Figaro is naturally inclined to help Rosina pursue romance.

Czech bass-baritone Adam Plachetka, in the title role, personified the Mr. Fixit and behind-the-scenes manipulator without whom the upper classes of Seville could not function. “They want me everywhere,” Figaro crows gleefully in his famous entrance aria, the “Largo al factotum” (Make way for the handyman), though this handyman knows to hide his braggadocio when the aspect of abject subservience suits his needs.

Impressive throughout, Plachetka was also a cool ensemble player. The scene in which Figaro distracts old Bartolo by giving him a shave is a famous set-piece of comic timing; the barber’s goal is to keep Bartolo looking the other way so that Rosina’s suitor, disguised as a timid music teacher, can canoodle with her at the piano. Plachetka’s facile precision in these interchanges kept him merrily involved in the general goings on. The barber may have seemed to miss a spot or two on Bartolo’s beard, but Figaro didn’t really miss a thing.

Krzysztof Bączyk, right, as tutor Don Basilio, suggests a malicious rumor can swell to a crescendo.
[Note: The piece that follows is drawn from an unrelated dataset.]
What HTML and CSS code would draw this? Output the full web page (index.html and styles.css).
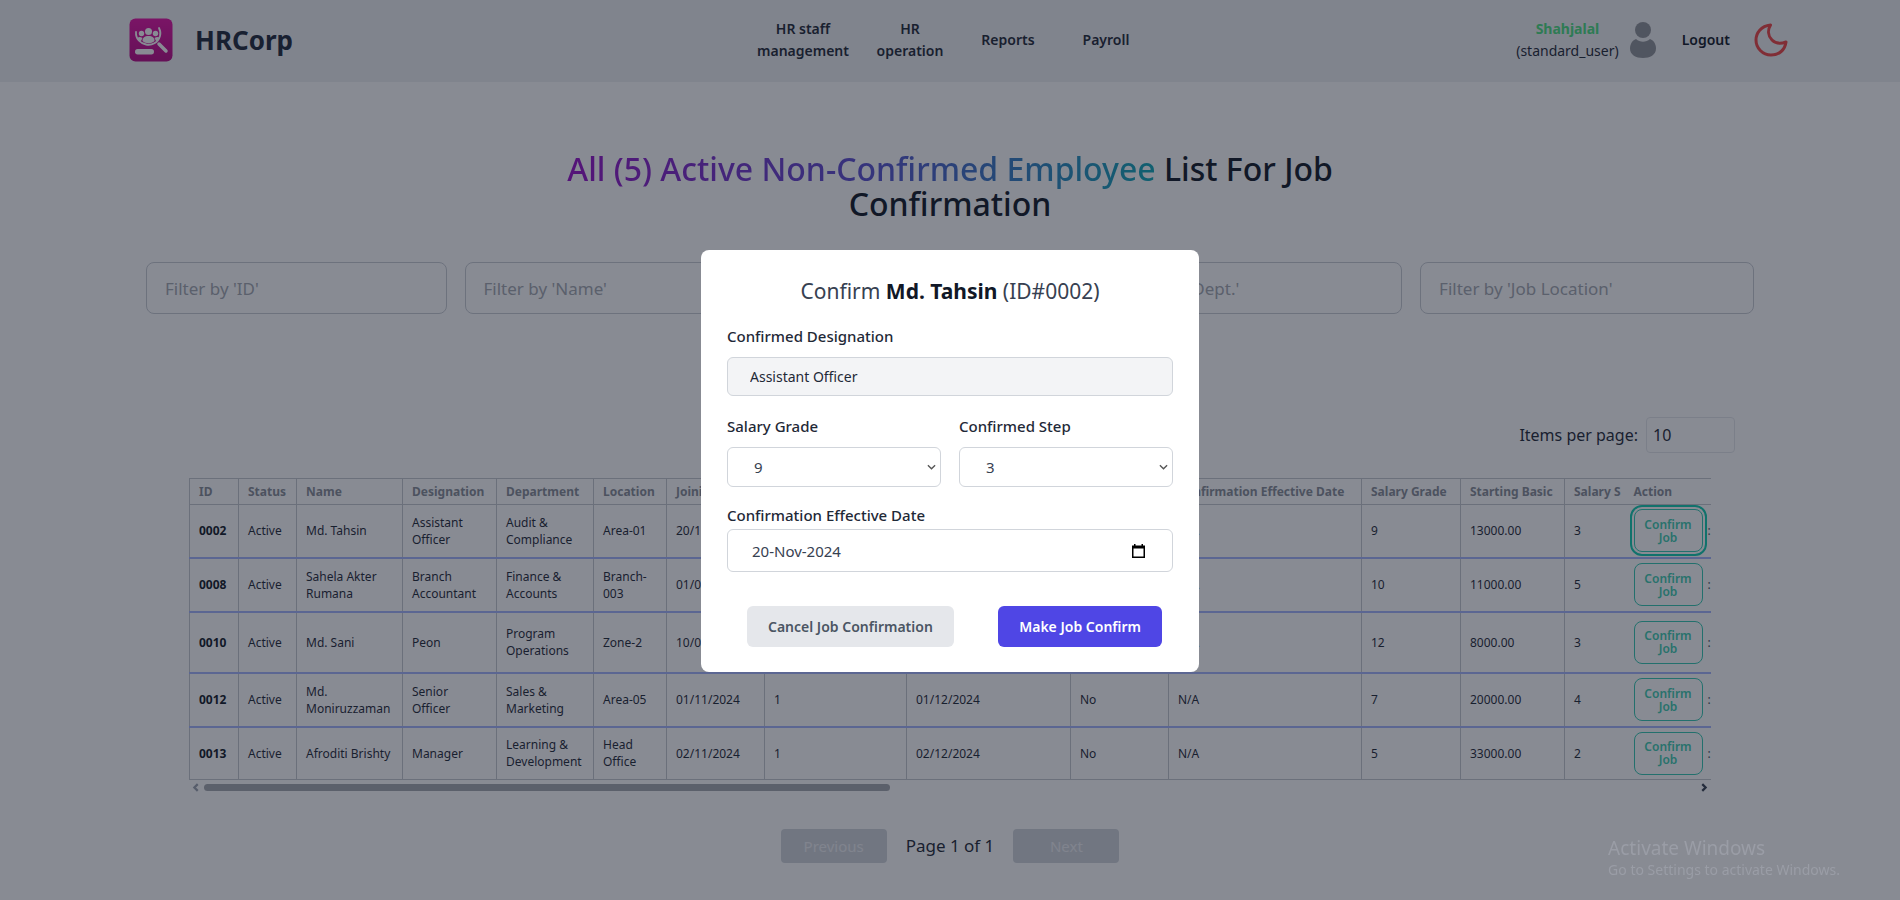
FILE: index.html
```html
<!DOCTYPE html>
<html lang="en">
<head>
<meta charset="utf-8">
<meta name="viewport" content="width=device-width, initial-scale=1">
<title>HRCorp</title>
<link rel="stylesheet" href="styles.css">
</head>
<body>
<header class="topbar">
  <a class="brand" href="#">
    <svg class="brand-logo" viewBox="0 0 44 44" aria-hidden="true">
      <defs><linearGradient id="logoFill" x1="0" y1="0" x2="0" y2="1"><stop offset="0" stop-color="#e311a4"/><stop offset="1" stop-color="#b80a86"/></linearGradient></defs>
      <rect x="0.5" y="0.5" width="43" height="43" rx="6" fill="url(#logoFill)"/>
      <g fill="#fff">
        <circle cx="19.500" cy="13.500" r="3.500"/><circle cx="12.500" cy="15.500" r="2.700"/><circle cx="26.500" cy="15.500" r="2.700"/>
        <path d="M13.500 23c0-3.500 2-5 6-5s6 1.500 6 5c-3 3-9 3-12 0z"/>
        <path d="M8.500 20c1-1.500 3-1.500 5 0l-1.500 3c-2 0-3-1-3.500-3zM30.500 20c-1-1.500-3-1.500-5 0l1.500 3c2 0 3-1 3.500-3z"/>
        <rect x="6" y="31" width="19" height="5.500" rx="2.700"/>
      </g>
      <g fill="none" stroke="#fff" stroke-linecap="round"><path stroke-width="1.800" d="M7 14c-1 14 20 18 24 4 1-3 0-6-1-8"/><path stroke-width="3.500" d="M30 26l7 7"/></g>
    </svg>
    <span>HRCorp</span>
  </a>
  <nav class="nav">
    <a href="#">HR staff<br>management</a>
    <a href="#">HR<br>operation</a>
    <a href="#">Reports</a>
    <a href="#">Payroll</a>
  </nav>
  <div class="account">
    <div class="user"><strong>Shahjalal</strong><span>(standard_user)</span></div>
    <svg class="avatar" viewBox="0 0 26 36" fill="#8f9298" aria-hidden="true"><circle cx="13" cy="8" r="8"/><path d="M6 17c4 3.500 10 3.500 14 0 4 1.500 6 5.500 6 9.500C26 33 20 36 13 36S0 33 0 26.500C0 22.500 2 18.500 6 17z"/></svg>
    <a class="logout" href="#">Logout</a>
    <button class="theme" aria-label="Toggle theme"><svg viewBox="0 0 34 34" fill="none" stroke="#ef4444" stroke-width="3" stroke-linejoin="round" aria-hidden="true"><path d="M16.500 2C7 3 2 10 2 17c0 8 6.500 15 15 15 8 0 14-5 15-13-5 2-10 2-14-2-4-4-4.500-10-1.500-15z"/></svg></button>
  </div>
</header>
<main class="content">
  <h1 class="title"><span>All (5) Active Non-Confirmed Employee</span> List For Job Confirmation</h1>
  <form class="filters">
    <input type="text" placeholder="Filter by 'ID'" aria-label="ID">
    <input type="text" placeholder="Filter by 'Name'" aria-label="Name">
    <input type="text" placeholder="Filter by 'Designation'" aria-label="Designation">
    <input type="text" placeholder="Filter by 'Dept.'" aria-label="Department">
    <input type="text" placeholder="Filter by 'Job Location'" aria-label="Job location">
  </form>
  <div class="per-page">
    <label for="perPage">Items per page:</label>
    <input id="perPage" type="text" value="10">
  </div>
  <section class="table-area">
    <div class="table-scroll">
      <table class="staff">
        <colgroup><col class="w-id"><col class="w-status"><col class="w-name"><col class="w-desig"><col class="w-dept"><col class="w-loc"><col class="w-join"><col class="w-prob"><col class="w-due"><col class="w-conf"><col class="w-eff"><col class="w-grade"><col class="w-basic"><col class="w-step"><col class="w-action"><col></colgroup>
        <thead>
          <tr><th>ID</th><th>Status</th><th>Name</th><th>Designation</th><th>Department</th><th>Location</th><th>Joining Date</th><th>Probation</th><th>Due Date</th><th>Confirmed</th><th>Confirmation Effective Date</th><th>Salary Grade</th><th>Starting Basic</th><th class="open">Salary S</th><th class="open">Action</th><th class="open more"></th></tr>
        </thead>
        <tbody>
          <tr><th scope="row">0002</th><td>Active</td><td>Md. Tahsin</td><td>Assistant Officer</td><td>Audit &amp; Compliance</td><td>Area-01</td><td>20/11/2024</td><td>1</td><td>20/12/2024</td><td>No</td><td>N/A</td><td>9</td><td>13000.00</td><td class="open">3</td><td class="open"><button class="confirm is-focused">Confirm Job</button></td><td class="open more">:</td></tr>
          <tr><th scope="row">0008</th><td>Active</td><td>Sahela Akter Rumana</td><td>Branch Accountant</td><td>Finance &amp; Accounts</td><td>Branch-003</td><td>01/09/2024</td><td>1</td><td>01/10/2024</td><td>No</td><td>N/A</td><td>10</td><td>11000.00</td><td class="open">5</td><td class="open"><button class="confirm">Confirm Job</button></td><td class="open more">:</td></tr>
          <tr class="tall"><th scope="row">0010</th><td>Active</td><td>Md. Sani</td><td>Peon</td><td>Program Operations</td><td>Zone-2</td><td>10/09/2024</td><td>1</td><td>10/10/2024</td><td>No</td><td>N/A</td><td>12</td><td>8000.00</td><td class="open">3</td><td class="open"><button class="confirm">Confirm Job</button></td><td class="open more">:</td></tr>
          <tr><th scope="row">0012</th><td>Active</td><td>Md. Moniruzzaman</td><td>Senior<br>Officer</td><td>Sales &amp; Marketing</td><td>Area-05</td><td>01/11/2024</td><td>1</td><td>01/12/2024</td><td>No</td><td>N/A</td><td>7</td><td>20000.00</td><td class="open">4</td><td class="open"><button class="confirm">Confirm Job</button></td><td class="open more">:</td></tr>
          <tr><th scope="row">0013</th><td>Active</td><td>Afroditi Brishty</td><td>Manager</td><td>Learning &amp; Development</td><td>Head Office</td><td>02/11/2024</td><td>1</td><td>02/12/2024</td><td>No</td><td>N/A</td><td>5</td><td>33000.00</td><td class="open">2</td><td class="open"><button class="confirm">Confirm Job</button></td><td class="open more">:</td></tr>
        </tbody>
      </table>
    </div>
    <div class="scrollbar" aria-hidden="true">
      <svg class="arrow arrow-off" viewBox="0 0 6 8"><path d="M5 1L2 4l3 3"/></svg>
      <div class="track"><div class="thumb"></div></div>
      <svg class="arrow" viewBox="0 0 6 8"><path d="M1 1l3 3-3 3"/></svg>
    </div>
  </section>
  <div class="pager">
    <button disabled>Previous</button>
    <span>Page 1 of 1</span>
    <button disabled>Next</button>
  </div>
</main>
<div class="backdrop">
  <form class="modal" role="dialog" aria-labelledby="dialogTitle">
    <h2 id="dialogTitle">Confirm <strong>Md. Tahsin</strong> (ID#0002)</h2>
    <div class="field">
      <label for="designation">Confirmed Designation</label>
      <input id="designation" class="control readonly" type="text" value="Assistant Officer" readonly>
    </div>
    <div class="pair">
      <div class="field">
        <label for="grade">Salary Grade</label>
        <select id="grade" class="control"><option>9</option></select>
      </div>
      <div class="field">
        <label for="step">Confirmed Step</label>
        <select id="step" class="control"><option>3</option></select>
      </div>
    </div>
    <div class="field date-field">
      <label for="date">Confirmation Effective Date</label>
      <input id="date" class="control date" type="text" value="20-Nov-2024">
    </div>
    <div class="actions">
      <button type="button" class="btn cancel">Cancel Job Confirmation</button>
      <button type="button" class="btn primary">Make Job Confirm</button>
    </div>
  </form>
</div>
<aside class="watermark"><p>Activate Windows</p><small>Go to Settings to activate Windows.</small></aside>
</body>
</html>
```

FILE: styles.css
```css
* { box-sizing: border-box; }
body { margin: 0; background: #fff; color: #1f2937; font-family: "Noto Sans", "Open Sans", sans-serif; font-size: 15px; line-height: 22px; overflow: hidden; }
a { color: inherit; text-decoration: none; }
button, input, select { font: inherit; color: inherit; }

.topbar { display: grid; grid-template-columns: 1fr auto 1fr; align-items: center; height: 82px; padding: 0 112px 3px; background: #eff0f2; }
.brand { display: flex; align-items: center; gap: 22px; margin-left: 17px; font-size: 26px; font-weight: 700; line-height: 32px; color: #1e293b; }
.brand-logo { width: 44px; height: 44px; }
.nav { display: flex; align-items: center; font-size: 14px; font-weight: 600; text-align: center; }
.nav a { min-width: 98px; padding: 0 12px; }
.account { display: flex; align-items: center; justify-content: flex-end; }
.user { display: flex; flex-direction: column; text-align: center; font-size: 14px; }
.user strong { color: #4ade80; }
.avatar { width: 26px; height: 36px; margin: 0 26px 0 11px; }
.logout { font-size: 14px; font-weight: 600; color: #111827; }
.theme { margin-left: 24px; padding: 0; border: 0; background: none; line-height: 0; }
.theme svg { width: 34px; height: 34px; }

.content { padding-top: 69px; }
.title { max-width: 800px; margin: 0 auto; font-size: 32px; font-weight: 500; line-height: 35px; text-align: center; color: #111827; }
.title span { color: transparent; background: linear-gradient(90deg, #9810c8, #5b4fd0 50%, #10a8b8); background-clip: text; -webkit-background-clip: text; }
.filters { display: grid; grid-template-columns: 9fr 9fr 9fr 9fr 10fr; gap: 18px; margin: 41px 146px 0; }
.filters input { width: 100%; min-width: 0; height: 52px; padding: 0 18px; border: 1px solid #c8ccd3; border-radius: 8px; background: transparent; font-size: 17px; }
.filters input::placeholder { color: #a4a8b0; opacity: 1; }
.per-page { display: flex; align-items: center; justify-content: flex-end; gap: 8px; margin: 103px 165px 0; font-size: 16px; }
.per-page input { width: 89px; height: 36px; padding: 0 6px; border: 1px solid #e5e7eb; border-radius: 4px; background: transparent; }

.table-area { margin: 25px 189px 0; }
.table-scroll { overflow: hidden; }
.staff { width: 100%; table-layout: fixed; border-collapse: collapse; font-size: 12px; line-height: 17px; }
.w-id { width: 49px; } .w-status { width: 58px; } .w-name { width: 106px; } .w-desig { width: 94px; }
.w-dept { width: 97px; } .w-loc { width: 73px; } .w-join { width: 98px; } .w-prob { width: 142px; }
.w-due { width: 164px; } .w-conf { width: 98px; } .w-eff { width: 193px; } .w-grade { width: 99px; }
.w-basic { width: 104px; } .w-step { width: 60px; } .w-action { width: 83px; }
.staff th, .staff td { padding: 0 0 0 9px; border: 1px solid #c4c8cf; text-align: left; vertical-align: middle; }
.staff .open { border-left-width: 0; border-right-width: 0; }
.staff thead th { height: 26px; color: #878c96; font-weight: 700; white-space: nowrap; }
.staff tbody tr { height: 54px; border-bottom: 2px solid #a5b4fc; }
.staff tbody tr:first-child { height: 53px; }
.staff tbody tr + tr th, .staff tbody tr + tr td { border-top: 2px solid #a5b4fc; }
.staff tbody tr:last-child { height: 53px; border-bottom: 1px solid #c4c8cf; }
.staff tbody .tall { height: 61px; }
.staff tbody th { color: #111827; font-weight: 700; }
.staff .more { padding: 0; color: #4b5563; }
.confirm { display: block; width: 69px; height: 43px; padding: 0 6px; border: 1px solid #35c9b2; border-radius: 8px; background: transparent; color: #40ccb0; font-weight: 600; line-height: 13px; }
.is-focused { outline: 2px solid #10cdb0; outline-offset: 2px; }

.scrollbar { display: flex; align-items: center; justify-content: space-between; gap: 5px; height: 7px; margin-top: 4px; padding: 0 3px; }
.arrow { width: 7px; height: 9px; fill: none; stroke: #374151; stroke-width: 2; }
.arrow-off { stroke: #9ca3af; }
.track { flex: 1; }
.thumb { width: 46%; height: 7px; border-radius: 4px; background: #a5a8ae; }

.pager { display: flex; justify-content: center; align-items: center; gap: 19px; margin-top: 38px; font-size: 17px; }
.pager button { width: 106px; height: 34px; border: 0; border-radius: 4px; background: #d1d5db; color: #eff0f4; font-size: 15px; }

.backdrop { position: fixed; inset: 0; display: flex; align-items: center; justify-content: center; padding-top: 22px; background: rgba(17, 24, 39, 0.5); }
.modal { width: 498px; padding: 25px 26px 25px 26px; border-radius: 8px; background: #fff; }
.modal h2 { margin: 0 0 18px; font-size: 21px; font-weight: 400; line-height: 32px; text-align: center; color: #374151; }
.modal h2 strong { color: #111827; }
.field { display: flex; flex-direction: column; gap: 10px; margin-bottom: 19px; }
.field label { font-size: 15px; font-weight: 500; color: #1f2937; }
.pair { display: grid; grid-template-columns: 1fr 1fr; gap: 18px; }
.pair .field { margin-bottom: 17px; }
.control { width: 100%; height: 40px; padding: 0 22px; border: 1px solid #d1d5db; border-radius: 6px; background-color: #fff; color: #374151; font-size: 15px; }
select.control { appearance: none; padding: 0 26px; background-image: url("data:image/svg+xml,%3Csvg xmlns='http://www.w3.org/2000/svg' viewBox='0 0 10 6' fill='none' stroke='%23555' stroke-width='1.500'%3E%3Cpath d='M1 1l4 4 4-4'/%3E%3C/svg%3E"); background-repeat: no-repeat; background-position: right 4px center; background-size: 9px 6px; }
.readonly { height: 39px; background-color: #f3f4f6; color: #1f2937; font-size: 14px; }
.date-field { gap: 3px; margin-bottom: 34px; }
.date { height: 43px; padding: 0 24px; background-image: url("data:image/svg+xml,%3Csvg xmlns='http://www.w3.org/2000/svg' viewBox='0 0 13 14'%3E%3Cpath fill='%23000' fill-rule='evenodd' d='M2 0h1.500v1.500h6V0H11v1.500h2V14H0V1.500h2zM1.500 4.500v8h10v-8z'/%3E%3C/svg%3E"); background-repeat: no-repeat; background-position: right 27px center; background-size: 13px 14px; }
.actions { display: flex; justify-content: space-between; padding: 0 11px 0 20px; }
.btn { height: 41px; padding: 0 21px; border: 0; border-radius: 6px; font-size: 14px; font-weight: 600; }
.cancel { background: #e5e7eb; color: #4b5563; }
.primary { background: #4f46e5; color: #fff; }
.watermark { position: fixed; right: 60px; bottom: 20px; color: #9a9da6; }
.watermark p { margin: 0; font-size: 19px; line-height: 24px; }
.watermark small { display: block; font-size: 14px; line-height: 20px; }
```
There’s a counterpart to this factotum – Don Basilio, Rosina’s tutor, in Dr. Bartolo’s employ. Bass Krzysztof Bączyk appeared as a towering reed of the sort who might fold himself to get through doors. In his sly set piece “La calunnia” (Calumny), Basilio suggests to Bartolo that they start a malicious rumor about Almaviva, which would grow from a wisp of a breeze into a vicious hurricane. Some ideas never die.

Rosina and Count Almaviva break free of their constraints at last.

Marianne Crebassa’s gorgeous mezzo-soprano made for a voluptuously precocious Rosina. She flitted about the stage looking every bit the impetuous girl. But her voice in “Una voce poco fa,” as she imagined what she’d do if she didn’t get her way in love, glittered with the imperious resolve of “I am woman.” Facile and funny, she and her newfound lover were just terrific together, equally smitten.

Soprano Mathilda Edge, as Berta, decides that love is crazy.

(Meanwhile Berta, the bewildered maid, is brought to life by Ryan Center soprano Mathilda Edge in a confident cameo debut. She stoically opines about love’s madness even as she regrets it seems to be passing her by.)

Tenor Lawrence Brownlee, in the role of Rosina’s disguised lover “Lindoro” – actually Count Almaviva – is that rare artist, a robust high Rossini tenor with no seeming end to the rapid, stratospheric patter that he can toss off like a trifle. Brownlee was also a stitch in the opening act, when he organized a serenade and even tried to jump up into his adored Rosina’s too-high balcony, to the crowd’s audible delight.

As for Brownlee’s spectacular set piece at the end of the show – when the suitor reveals himself to Bartolo as the Count he really is, and forthwith orders the guardian to cease resisting (“Cessa di più resistere”) Almaviva’s quest to marry the girl – there has been some argument for decades about whether to perform, or not perform, the scene at all. It’s a huge eight-minute stretch for Almaviva near the opera’s end, really a glorious challenge musically, of which Brownlee, among just a few tenors in the world, is a master.

Figaro is an amiable co-conspirator as long as Count Almaviva’s got the money.

But viewed another way, the Count’s aria is a brutal shout-down that hints at the cruelly tyrannical attitude the Count will adapt in the next opera, “The Marriage of Figaro,” threatening his and Rosina’s happiness in just a few years time. And given baritone Alessandro Corbelli’s almost endearing characterization of Rosina’s ultimately brow-beaten old guardian, one can’t help but feel a little sorry for him, that the Count humiliates him so.

Even more reason to leave the scene in place, then, as long as there’s someone like Brownlee to sing it. What struck me this time around was how judgmental and imperious this young Count appeared to be in his anger, his presumption. Brownlee may have touched on something there, something hinting at the sequel. A latent edge of tyranny and self-righteousness.

The Count may be justified in the moment, if not entirely good. Almaviva will almost certainly become more powerful, but perhaps not more wise.